Task prompt:
Set down each line of the material that follows, exactly, with no pictures.

Data provided:
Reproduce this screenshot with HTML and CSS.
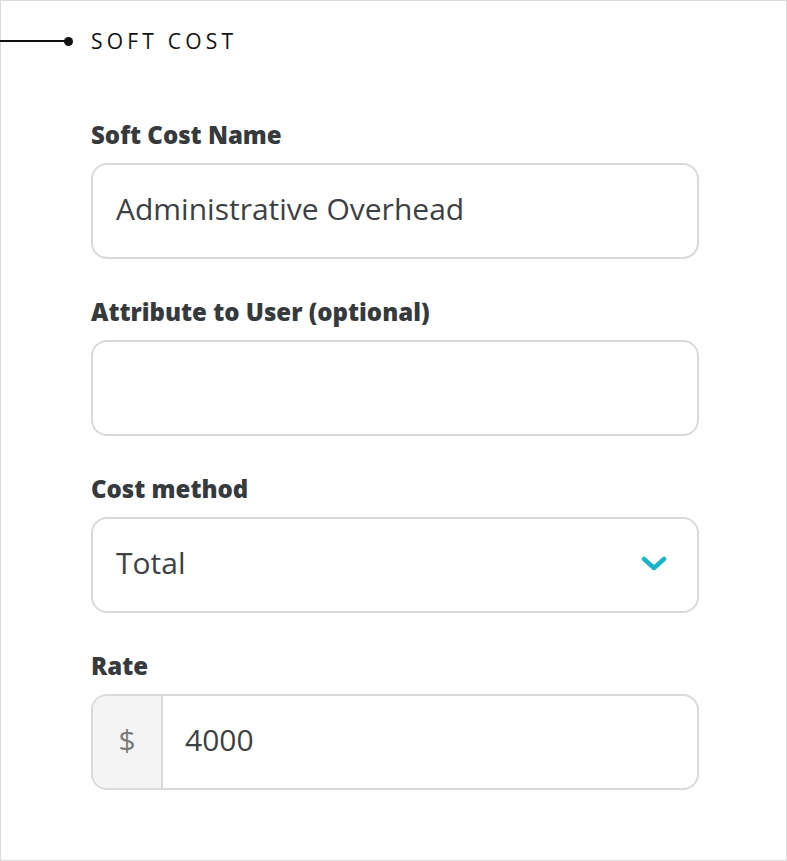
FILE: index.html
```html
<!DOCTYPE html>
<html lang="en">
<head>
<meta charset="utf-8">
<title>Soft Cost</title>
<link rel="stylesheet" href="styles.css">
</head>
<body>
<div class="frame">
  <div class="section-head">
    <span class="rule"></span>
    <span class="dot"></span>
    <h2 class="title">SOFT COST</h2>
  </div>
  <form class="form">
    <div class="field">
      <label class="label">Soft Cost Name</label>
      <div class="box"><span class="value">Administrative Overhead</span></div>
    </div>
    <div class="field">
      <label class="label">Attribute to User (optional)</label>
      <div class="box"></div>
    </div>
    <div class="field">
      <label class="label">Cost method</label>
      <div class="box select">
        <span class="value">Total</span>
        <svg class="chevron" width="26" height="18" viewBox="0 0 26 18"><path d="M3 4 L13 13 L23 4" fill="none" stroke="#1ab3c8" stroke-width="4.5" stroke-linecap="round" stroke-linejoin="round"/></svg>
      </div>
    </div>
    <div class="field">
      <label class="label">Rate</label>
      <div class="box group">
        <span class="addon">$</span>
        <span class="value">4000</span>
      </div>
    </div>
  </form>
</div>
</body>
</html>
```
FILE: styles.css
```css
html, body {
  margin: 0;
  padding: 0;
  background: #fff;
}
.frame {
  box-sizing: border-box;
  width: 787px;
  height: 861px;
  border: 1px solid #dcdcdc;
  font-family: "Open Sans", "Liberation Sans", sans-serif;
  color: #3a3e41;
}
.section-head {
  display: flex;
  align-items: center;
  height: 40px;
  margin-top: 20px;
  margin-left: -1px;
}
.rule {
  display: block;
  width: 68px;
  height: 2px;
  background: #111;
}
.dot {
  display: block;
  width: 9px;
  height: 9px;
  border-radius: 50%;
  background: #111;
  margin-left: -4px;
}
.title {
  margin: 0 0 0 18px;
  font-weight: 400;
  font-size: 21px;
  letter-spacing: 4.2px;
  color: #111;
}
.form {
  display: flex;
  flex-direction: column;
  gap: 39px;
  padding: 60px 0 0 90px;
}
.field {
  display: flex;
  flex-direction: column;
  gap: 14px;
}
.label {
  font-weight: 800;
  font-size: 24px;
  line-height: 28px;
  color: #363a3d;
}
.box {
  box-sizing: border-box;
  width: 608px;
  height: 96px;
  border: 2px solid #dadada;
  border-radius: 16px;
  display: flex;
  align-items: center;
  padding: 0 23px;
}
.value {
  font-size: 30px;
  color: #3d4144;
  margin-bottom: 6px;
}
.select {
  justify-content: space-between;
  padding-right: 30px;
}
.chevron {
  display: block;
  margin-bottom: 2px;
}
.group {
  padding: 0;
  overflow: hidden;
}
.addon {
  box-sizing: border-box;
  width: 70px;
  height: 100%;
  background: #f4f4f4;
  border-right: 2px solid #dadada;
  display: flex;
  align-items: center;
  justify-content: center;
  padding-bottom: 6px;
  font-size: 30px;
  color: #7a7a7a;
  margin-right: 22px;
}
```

Result for this exercise:
Reproduce this screenshot with HTML and CSS.
FILE: index.html
```html
<!DOCTYPE html>
<html lang="en">
<head>
<meta charset="utf-8">
<title>Soft Cost</title>
<link rel="stylesheet" href="styles.css">
</head>
<body>
<div class="frame">
  <div class="section-head">
    <span class="rule"></span>
    <span class="dot"></span>
    <h2 class="title">SOFT COST</h2>
  </div>
  <form class="form">
    <div class="field">
      <label class="label">Soft Cost Name</label>
      <div class="box"><span class="value">Administrative Overhead</span></div>
    </div>
    <div class="field">
      <label class="label">Attribute to User (optional)</label>
      <div class="box"></div>
    </div>
    <div class="field">
      <label class="label">Cost method</label>
      <div class="box select">
        <span class="value">Total</span>
        <svg class="chevron" width="26" height="18" viewBox="0 0 26 18"><path d="M3 4 L13 13 L23 4" fill="none" stroke="#1ab3c8" stroke-width="4.5" stroke-linecap="round" stroke-linejoin="round"/></svg>
      </div>
    </div>
    <div class="field">
      <label class="label">Rate</label>
      <div class="box group">
        <span class="addon">$</span>
        <span class="value">4000</span>
      </div>
    </div>
  </form>
</div>
</body>
</html>
```
FILE: styles.css
```css
html, body {
  margin: 0;
  padding: 0;
  background: #fff;
}
.frame {
  box-sizing: border-box;
  width: 787px;
  height: 861px;
  border: 1px solid #dcdcdc;
  font-family: "Open Sans", "Liberation Sans", sans-serif;
  color: #3a3e41;
}
.section-head {
  display: flex;
  align-items: center;
  height: 40px;
  margin-top: 20px;
  margin-left: -1px;
}
.rule {
  display: block;
  width: 68px;
  height: 2px;
  background: #111;
}
.dot {
  display: block;
  width: 9px;
  height: 9px;
  border-radius: 50%;
  background: #111;
  margin-left: -4px;
}
.title {
  margin: 0 0 0 18px;
  font-weight: 400;
  font-size: 21px;
  letter-spacing: 4.2px;
  color: #111;
}
.form {
  display: flex;
  flex-direction: column;
  gap: 39px;
  padding: 60px 0 0 90px;
}
.field {
  display: flex;
  flex-direction: column;
  gap: 14px;
}
.label {
  font-weight: 800;
  font-size: 24px;
  line-height: 28px;
  color: #363a3d;
}
.box {
  box-sizing: border-box;
  width: 608px;
  height: 96px;
  border: 2px solid #dadada;
  border-radius: 16px;
  display: flex;
  align-items: center;
  padding: 0 23px;
}
.value {
  font-size: 30px;
  color: #3d4144;
  margin-bottom: 6px;
}
.select {
  justify-content: space-between;
  padding-right: 30px;
}
.chevron {
  display: block;
  margin-bottom: 2px;
}
.group {
  padding: 0;
  overflow: hidden;
}
.addon {
  box-sizing: border-box;
  width: 70px;
  height: 100%;
  background: #f4f4f4;
  border-right: 2px solid #dadada;
  display: flex;
  align-items: center;
  justify-content: center;
  padding-bottom: 6px;
  font-size: 30px;
  color: #7a7a7a;
  margin-right: 22px;
}
```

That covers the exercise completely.